==== PROVIDED MATERIAL ====
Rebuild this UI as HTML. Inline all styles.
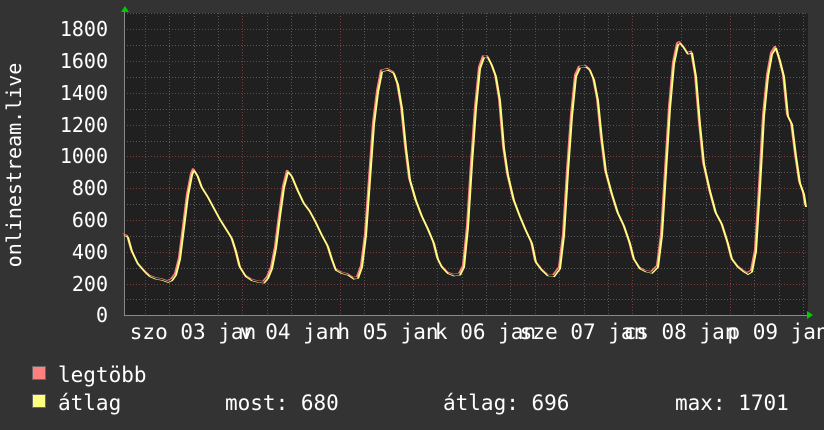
<!DOCTYPE html>
<html><head><meta charset="utf-8"><style>
html,body{margin:0;padding:0;background:#333;}
svg{display:block;font-family:"DejaVu Sans Mono","Liberation Mono",monospace;}
</style></head><body>
<svg width="824" height="430" viewBox="0 0 824 430" xmlns="http://www.w3.org/2000/svg">
<rect width="824" height="430" fill="#333"/>
<rect x="124" y="13" width="684" height="302" fill="#202020"/>
<g stroke="#5a5a5a" stroke-width="1" stroke-dasharray="1,2">
<line x1="124" y1="45.5" x2="808" y2="45.5"/><line x1="124" y1="77.5" x2="808" y2="77.5"/><line x1="124" y1="109.5" x2="808" y2="109.5"/><line x1="124" y1="141.5" x2="808" y2="141.5"/><line x1="124" y1="172.5" x2="808" y2="172.5"/><line x1="124" y1="204.5" x2="808" y2="204.5"/><line x1="124" y1="236.5" x2="808" y2="236.5"/><line x1="124" y1="268.5" x2="808" y2="268.5"/><line x1="124" y1="299.5" x2="808" y2="299.5"/><line x1="124" y1="13.5" x2="808" y2="13.5"/>
<line x1="169.5" y1="13" x2="169.5" y2="315"/><line x1="194.5" y1="13" x2="194.5" y2="315"/><line x1="218.5" y1="13" x2="218.5" y2="315"/>
<line x1="267.5" y1="13" x2="267.5" y2="315"/><line x1="291.5" y1="13" x2="291.5" y2="315"/><line x1="315.5" y1="13" x2="315.5" y2="315"/>
<line x1="364.5" y1="13" x2="364.5" y2="315"/><line x1="389.5" y1="13" x2="389.5" y2="315"/><line x1="413.5" y1="13" x2="413.5" y2="315"/>
<line x1="462.5" y1="13" x2="462.5" y2="315"/><line x1="486.5" y1="13" x2="486.5" y2="315"/><line x1="510.5" y1="13" x2="510.5" y2="315"/>
<line x1="559.5" y1="13" x2="559.5" y2="315"/><line x1="584.5" y1="13" x2="584.5" y2="315"/><line x1="608.5" y1="13" x2="608.5" y2="315"/>
<line x1="657.5" y1="13" x2="657.5" y2="315"/><line x1="681.5" y1="13" x2="681.5" y2="315"/><line x1="706.5" y1="13" x2="706.5" y2="315"/>
<line x1="754.5" y1="13" x2="754.5" y2="315"/><line x1="779.5" y1="13" x2="779.5" y2="315"/><line x1="803.5" y1="13" x2="803.5" y2="315"/>
</g>
<g stroke="#7a3c3c" stroke-width="1" stroke-dasharray="1,2">
<line x1="124" y1="29.5" x2="808" y2="29.5"/><line x1="124" y1="61.5" x2="808" y2="61.5"/><line x1="124" y1="93.5" x2="808" y2="93.5"/><line x1="124" y1="125.5" x2="808" y2="125.5"/><line x1="124" y1="156.5" x2="808" y2="156.5"/><line x1="124" y1="188.5" x2="808" y2="188.5"/><line x1="124" y1="220.5" x2="808" y2="220.5"/><line x1="124" y1="252.5" x2="808" y2="252.5"/><line x1="124" y1="284.5" x2="808" y2="284.5"/>
<line x1="145.5" y1="13" x2="145.5" y2="315"/><line x1="242.5" y1="13" x2="242.5" y2="315"/><line x1="340.5" y1="13" x2="340.5" y2="315"/><line x1="437.5" y1="13" x2="437.5" y2="315"/><line x1="535.5" y1="13" x2="535.5" y2="315"/><line x1="632.5" y1="13" x2="632.5" y2="315"/><line x1="730.5" y1="13" x2="730.5" y2="315"/>
</g>
<line x1="124" y1="315.5" x2="810" y2="315.5" stroke="#888"/>
<line x1="124.5" y1="10" x2="124.5" y2="316" stroke="#888"/>
<polygon points="121,12 125,6 129,12" fill="#0c0"/>
<polygon points="807,311 813,315 807,319" fill="#0c0"/>
<defs><polyline id="d" fill="none" points="124,500 128,490 132,400 138,320 145,270 150,240 156,225 162,218 168,205 172,215 176,250 180,350 184,550 188,750 192,880 194,910 198,870 202,800 208,740 214,670 220,600 226,540 232,480 236,400 240,300 246,240 252,215 258,205 264,200 268,230 272,290 276,420 280,620 284,800 288,900 292,870 298,780 304,700 310,650 316,580 322,500 328,430 332,350 336,280 342,260 348,250 354,225 358,230 362,300 366,500 370,850 374,1200 378,1400 382,1530 388,1540 394,1520 398,1450 402,1300 406,1050 410,850 416,720 422,620 428,540 434,450 438,350 442,300 448,260 454,245 460,250 464,300 468,550 472,950 476,1300 480,1550 484,1620 488,1620 492,1570 496,1500 500,1350 504,1050 508,880 514,720 520,620 526,530 532,450 536,330 542,280 548,245 554,240 560,290 564,500 568,900 572,1250 576,1500 580,1555 586,1560 590,1540 594,1480 598,1350 602,1100 606,900 612,760 618,640 624,560 630,450 634,350 640,290 646,270 652,262 658,300 662,500 666,900 670,1300 674,1580 678,1700 680,1710 684,1680 688,1640 692,1650 696,1500 700,1200 704,950 710,780 716,640 722,570 728,450 732,350 738,300 744,270 748,255 752,270 756,400 760,800 764,1250 768,1500 772,1640 776,1680 780,1600 784,1500 788,1250 792,1200 796,1000 800,830 804,760 806,680"/></defs>
<g transform="translate(-1,313) scale(1,-0.1589)"><use href="#d" stroke="#ff8080" stroke-width="2" vector-effect="non-scaling-stroke" style="vector-effect:non-scaling-stroke"/></g>
<g transform="translate(0,315) scale(1,-0.1589)"><use href="#d" stroke="#ffff80" stroke-width="2" vector-effect="non-scaling-stroke" style="vector-effect:non-scaling-stroke"/></g>
<g fill="#fff" font-size="20" text-anchor="end">
<text x="108" y="36">1800</text><text x="108" y="68">1600</text><text x="108" y="100">1400</text><text x="108" y="132">1200</text><text x="108" y="163">1000</text><text x="108" y="195">800</text><text x="108" y="227">600</text><text x="108" y="259">400</text><text x="108" y="291">200</text><text x="108" y="322">0</text>
</g>
<text transform="translate(21,165) rotate(-90)" fill="#fff" font-size="20" text-anchor="middle">onlinestream.live</text>
<g fill="#fff" font-size="21" text-anchor="middle" xml:space="preserve">
<text x="193" y="339">szo 03 jan</text><text x="290.5" y="339">v 04 jan</text><text x="388" y="339">h 05 jan</text><text x="485.5" y="339">k 06 jan</text><text x="583" y="339">sze 07 jan</text><text x="680.5" y="339">cs 08 jan</text><text x="778" y="339">p 09 jan</text>
</g>
<rect x="32.5" y="366.5" width="13" height="13" fill="#ff8080" stroke="#666"/>
<rect x="32.5" y="394.5" width="13" height="13" fill="#ffff80" stroke="#666"/>
<g fill="#fff" font-size="21" xml:space="preserve">
<text x="58" y="382">legtöbb</text>
<text x="58" y="410">átlag</text>
<text x="225" y="410">most: 680</text>
<text x="443" y="410">átlag: 696</text>
<text x="675" y="410">max: 1701</text>
</g>
</svg>
</body></html>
====
THE REQUEST => Leave out the pictures and retype every line above exactly.

SOLUTION FOR THIS PROBLEM =>
Rebuild this UI as HTML. Inline all styles.
<!DOCTYPE html>
<html><head><meta charset="utf-8"><style>
html,body{margin:0;padding:0;background:#333;}
svg{display:block;font-family:"DejaVu Sans Mono","Liberation Mono",monospace;}
</style></head><body>
<svg width="824" height="430" viewBox="0 0 824 430" xmlns="http://www.w3.org/2000/svg">
<rect width="824" height="430" fill="#333"/>
<rect x="124" y="13" width="684" height="302" fill="#202020"/>
<g stroke="#5a5a5a" stroke-width="1" stroke-dasharray="1,2">
<line x1="124" y1="45.5" x2="808" y2="45.5"/><line x1="124" y1="77.5" x2="808" y2="77.5"/><line x1="124" y1="109.5" x2="808" y2="109.5"/><line x1="124" y1="141.5" x2="808" y2="141.5"/><line x1="124" y1="172.5" x2="808" y2="172.5"/><line x1="124" y1="204.5" x2="808" y2="204.5"/><line x1="124" y1="236.5" x2="808" y2="236.5"/><line x1="124" y1="268.5" x2="808" y2="268.5"/><line x1="124" y1="299.5" x2="808" y2="299.5"/><line x1="124" y1="13.5" x2="808" y2="13.5"/>
<line x1="169.5" y1="13" x2="169.5" y2="315"/><line x1="194.5" y1="13" x2="194.5" y2="315"/><line x1="218.5" y1="13" x2="218.5" y2="315"/>
<line x1="267.5" y1="13" x2="267.5" y2="315"/><line x1="291.5" y1="13" x2="291.5" y2="315"/><line x1="315.5" y1="13" x2="315.5" y2="315"/>
<line x1="364.5" y1="13" x2="364.5" y2="315"/><line x1="389.5" y1="13" x2="389.5" y2="315"/><line x1="413.5" y1="13" x2="413.5" y2="315"/>
<line x1="462.5" y1="13" x2="462.5" y2="315"/><line x1="486.5" y1="13" x2="486.5" y2="315"/><line x1="510.5" y1="13" x2="510.5" y2="315"/>
<line x1="559.5" y1="13" x2="559.5" y2="315"/><line x1="584.5" y1="13" x2="584.5" y2="315"/><line x1="608.5" y1="13" x2="608.5" y2="315"/>
<line x1="657.5" y1="13" x2="657.5" y2="315"/><line x1="681.5" y1="13" x2="681.5" y2="315"/><line x1="706.5" y1="13" x2="706.5" y2="315"/>
<line x1="754.5" y1="13" x2="754.5" y2="315"/><line x1="779.5" y1="13" x2="779.5" y2="315"/><line x1="803.5" y1="13" x2="803.5" y2="315"/>
</g>
<g stroke="#7a3c3c" stroke-width="1" stroke-dasharray="1,2">
<line x1="124" y1="29.5" x2="808" y2="29.5"/><line x1="124" y1="61.5" x2="808" y2="61.5"/><line x1="124" y1="93.5" x2="808" y2="93.5"/><line x1="124" y1="125.5" x2="808" y2="125.5"/><line x1="124" y1="156.5" x2="808" y2="156.5"/><line x1="124" y1="188.5" x2="808" y2="188.5"/><line x1="124" y1="220.5" x2="808" y2="220.5"/><line x1="124" y1="252.5" x2="808" y2="252.5"/><line x1="124" y1="284.5" x2="808" y2="284.5"/>
<line x1="145.5" y1="13" x2="145.5" y2="315"/><line x1="242.5" y1="13" x2="242.5" y2="315"/><line x1="340.5" y1="13" x2="340.5" y2="315"/><line x1="437.5" y1="13" x2="437.5" y2="315"/><line x1="535.5" y1="13" x2="535.5" y2="315"/><line x1="632.5" y1="13" x2="632.5" y2="315"/><line x1="730.5" y1="13" x2="730.5" y2="315"/>
</g>
<line x1="124" y1="315.5" x2="810" y2="315.5" stroke="#888"/>
<line x1="124.5" y1="10" x2="124.5" y2="316" stroke="#888"/>
<polygon points="121,12 125,6 129,12" fill="#0c0"/>
<polygon points="807,311 813,315 807,319" fill="#0c0"/>
<defs><polyline id="d" fill="none" points="124,500 128,490 132,400 138,320 145,270 150,240 156,225 162,218 168,205 172,215 176,250 180,350 184,550 188,750 192,880 194,910 198,870 202,800 208,740 214,670 220,600 226,540 232,480 236,400 240,300 246,240 252,215 258,205 264,200 268,230 272,290 276,420 280,620 284,800 288,900 292,870 298,780 304,700 310,650 316,580 322,500 328,430 332,350 336,280 342,260 348,250 354,225 358,230 362,300 366,500 370,850 374,1200 378,1400 382,1530 388,1540 394,1520 398,1450 402,1300 406,1050 410,850 416,720 422,620 428,540 434,450 438,350 442,300 448,260 454,245 460,250 464,300 468,550 472,950 476,1300 480,1550 484,1620 488,1620 492,1570 496,1500 500,1350 504,1050 508,880 514,720 520,620 526,530 532,450 536,330 542,280 548,245 554,240 560,290 564,500 568,900 572,1250 576,1500 580,1555 586,1560 590,1540 594,1480 598,1350 602,1100 606,900 612,760 618,640 624,560 630,450 634,350 640,290 646,270 652,262 658,300 662,500 666,900 670,1300 674,1580 678,1700 680,1710 684,1680 688,1640 692,1650 696,1500 700,1200 704,950 710,780 716,640 722,570 728,450 732,350 738,300 744,270 748,255 752,270 756,400 760,800 764,1250 768,1500 772,1640 776,1680 780,1600 784,1500 788,1250 792,1200 796,1000 800,830 804,760 806,680"/></defs>
<g transform="translate(-1,313) scale(1,-0.1589)"><use href="#d" stroke="#ff8080" stroke-width="2" vector-effect="non-scaling-stroke" style="vector-effect:non-scaling-stroke"/></g>
<g transform="translate(0,315) scale(1,-0.1589)"><use href="#d" stroke="#ffff80" stroke-width="2" vector-effect="non-scaling-stroke" style="vector-effect:non-scaling-stroke"/></g>
<g fill="#fff" font-size="20" text-anchor="end">
<text x="108" y="36">1800</text><text x="108" y="68">1600</text><text x="108" y="100">1400</text><text x="108" y="132">1200</text><text x="108" y="163">1000</text><text x="108" y="195">800</text><text x="108" y="227">600</text><text x="108" y="259">400</text><text x="108" y="291">200</text><text x="108" y="322">0</text>
</g>
<text transform="translate(21,165) rotate(-90)" fill="#fff" font-size="20" text-anchor="middle">onlinestream.live</text>
<g fill="#fff" font-size="21" text-anchor="middle" xml:space="preserve">
<text x="193" y="339">szo 03 jan</text><text x="290.5" y="339">v 04 jan</text><text x="388" y="339">h 05 jan</text><text x="485.5" y="339">k 06 jan</text><text x="583" y="339">sze 07 jan</text><text x="680.5" y="339">cs 08 jan</text><text x="778" y="339">p 09 jan</text>
</g>
<rect x="32.5" y="366.5" width="13" height="13" fill="#ff8080" stroke="#666"/>
<rect x="32.5" y="394.5" width="13" height="13" fill="#ffff80" stroke="#666"/>
<g fill="#fff" font-size="21" xml:space="preserve">
<text x="58" y="382">legtöbb</text>
<text x="58" y="410">átlag</text>
<text x="225" y="410">most: 680</text>
<text x="443" y="410">átlag: 696</text>
<text x="675" y="410">max: 1701</text>
</g>
</svg>
</body></html>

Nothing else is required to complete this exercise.